Negative-Option Billing
A billing model in which a customer's silence or inaction is treated as consent to be charged, rather than requiring affirmative agreement.
Also known as: continuity billing, auto-renewal trap, opt-out billing
Last reviewed: 1 June 2026
Negative-option billing is a commercial practice in which a seller begins or continues charging a customer unless the customer actively opts out. The customer's inaction — not cancelling, not returning a product, not responding to a notice — is treated as implicit consent to the charge. This model is used in free-trial-to-paid conversions, continuity plans, subscription boxes, book clubs, and gym memberships.
The practice is not inherently illegal — it is permissible in many jurisdictions when clearly disclosed — but it is frequently abused when disclosure is inadequate, when opt-out mechanisms are difficult to find or use, or when charges begin without sufficient notice. Vulnerable consumers, including those who do not read full terms and conditions, are disproportionately affected.

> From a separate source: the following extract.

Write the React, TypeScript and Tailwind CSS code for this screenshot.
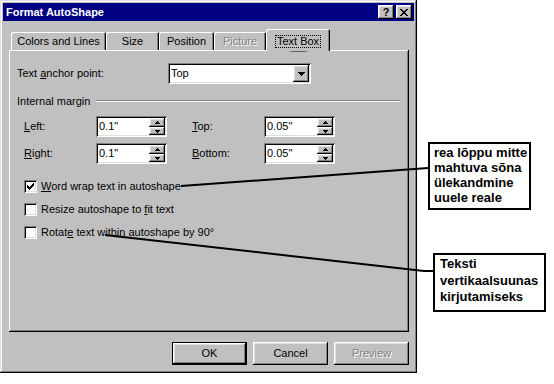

Regulatory frameworks (including the FTC's Negative Option Rule in the US and similar consumer protection laws in the EU and UK) require clear pre-purchase disclosure of the negative-option feature, the total amount to be charged, how to cancel, and the cancellation deadline for free trials. Violations attract significant enforcement action.
Examples
- A customer signs up for a 30-day free software trial; a pre-checked box in the small print enrolls them in a yearly subscription, and they are charged the full annual fee without further warning when the trial ends.